Third, China is most likely to continue on its path of national development within the existing international order — because it has benefited enormously from it, and its key economic partners sit within it. Ultimately, because China’s successful domestic economic transformation could be undermined by regional instability, we may expect the Chinese leadership to temper the excesses of its territorial claims.
For a rising power like China the downside of accepting the existing order is having to give less powerful states more regard than their capabilities alone deserve, such as by respecting unfavourable international legal rulings. Yet the upsides are significant because many existing international rules also favour the more powerful. For example, as China develops more long-range naval capabilities, its leaders and military too will appreciate the right to ‘innocent passage’ in others’ territorial waters and to military activities in their exclusive economic zones, which they currently oppose for the United States.
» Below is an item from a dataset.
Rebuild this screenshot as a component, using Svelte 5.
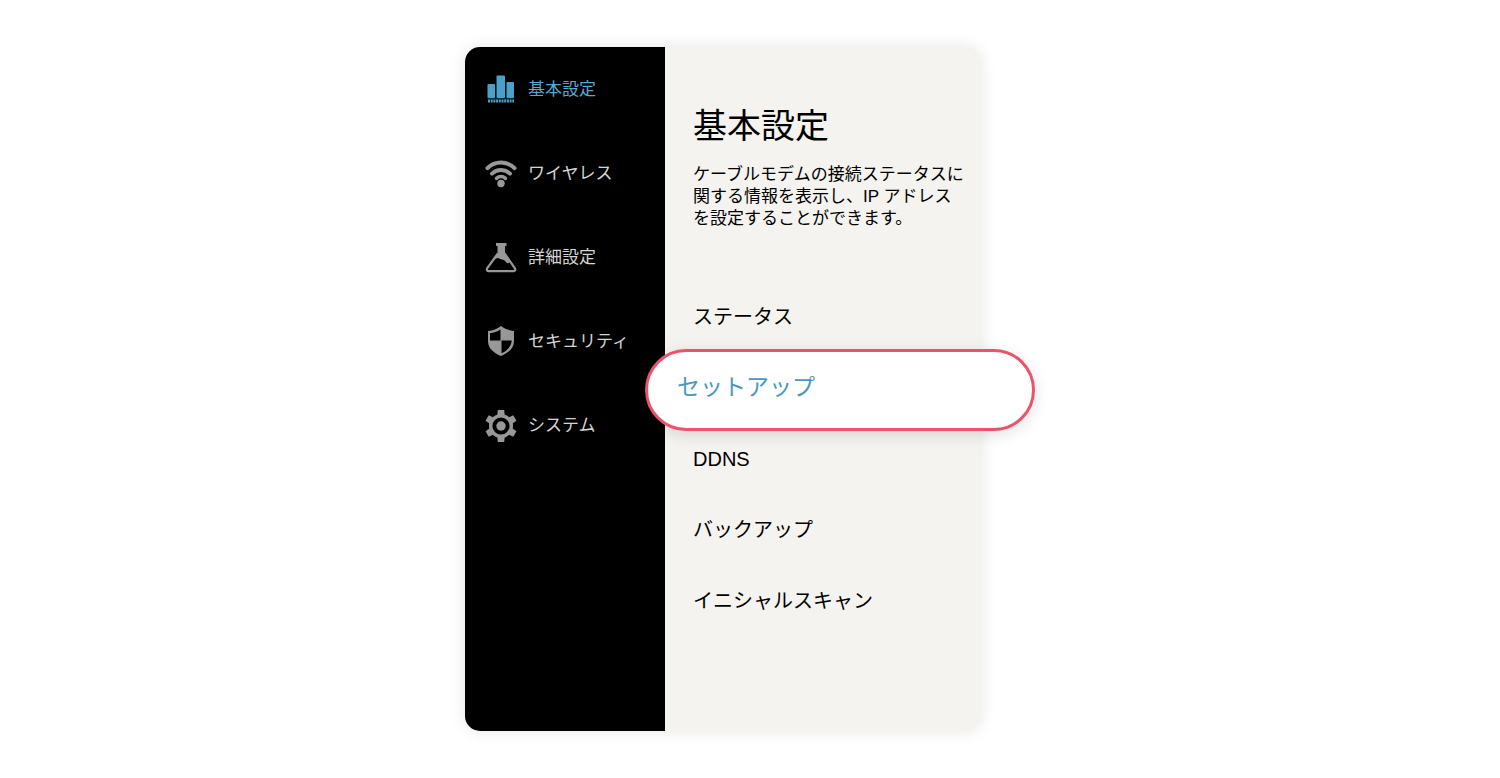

Fourth, the most dangerous element of the South China Sea disputes is not island-building, territorial claims or freedom of navigation, but rather intense competition over rapidly declining fishery resources. Armed disputes over fishing grounds have long been fairly common in the area but these are now exacerbated by large-scale commercial fishing. Growing involvement of coast guards and other national maritime security agencies threatens to turn such fishing disputes into bigger regional conflicts.
Where does this leave Southeast Asia after the PCA ruling?
The Philippines (and other claimants) have secured important moral high ground in the disputes. But the judgment by itself will also not wipe clean the South China Sea slate; the region will still face the same knotty problem of seemingly irreconcilable territorial and resource claims.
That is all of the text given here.